Here's the list, one through five: Connie Mack (3,731), John McGraw (2,763), La Russa (2,728), Cox (2,504) and Torre (2,326), whose additional 84 postseason wins are by far the most in history. The three combined to win the World Series eight times, with Torre's four in Yankees pinstripes leading the pack. La Russa won three titles -- one with the A's and two for the Cardinals -- and Cox won one with the Braves amid a record 14 division titles in a row.
Cox, Maddux and Glavine, of course, were together for 10 of the 29 seasons over two stints that Cox managed the Braves, including their 1995 World Series victory in six games over the Indians. In the finale, a 1-0 Atlanta victory, Glavine pitched eight innings of one-hit ball, David Justice hit a home run and Mark Wohlers earned the save. Maddux won Game 1 of that series, a 3-2 complete-game two-hitter in which he allowed no earned runs.
"It's fun being around Tony and Joe, because we're no longer competitors anymore, so we can become a little closer than we have," Cox said on Saturday. "It's also fun hanging with Tommy and Greg as retirees.
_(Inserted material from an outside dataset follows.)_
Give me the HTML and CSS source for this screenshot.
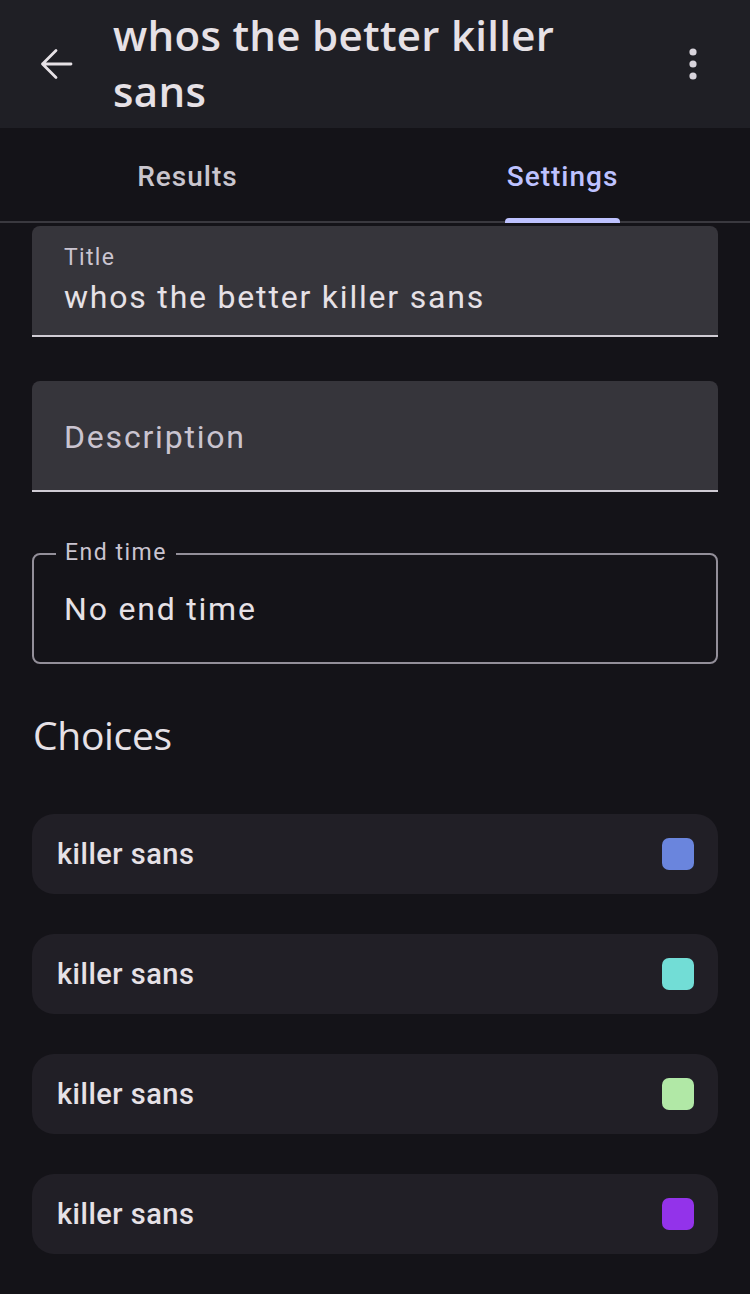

It's a different situation, a different feeling. It's unusual to have three from one organization going in at one time. Greg's not going in wearing a hat, but he spent a lot of years with the Braves. That's exciting."
As far as the logos on their caps are concerned, Cox and Glavine are going in as Braves, Thomas as a member of the White Sox and Torre with the Yankees, with whom -- in addition to the World Series rings -- he won six American League pennants and went to the playoffs in every one of his 12 seasons. Torre also managed the Mets, Braves, Cardinals and Dodgers, retiring in 2010 after three seasons in Los Angeles.
La Russa and Maddux decided to go in without affiliation in deference to their bifurcated careers with a number of clubs.
"I figured that I was in Atlanta for 11 years and I was in Chicago for 11 years, if you count the Minor Leagues," Maddux said. "It was kind of 50-50. Obviously, I did a lot better in Atlanta than I did in Chicago. I never felt like I had to pick. When it was suggested that I go in this way, it sounded right to me."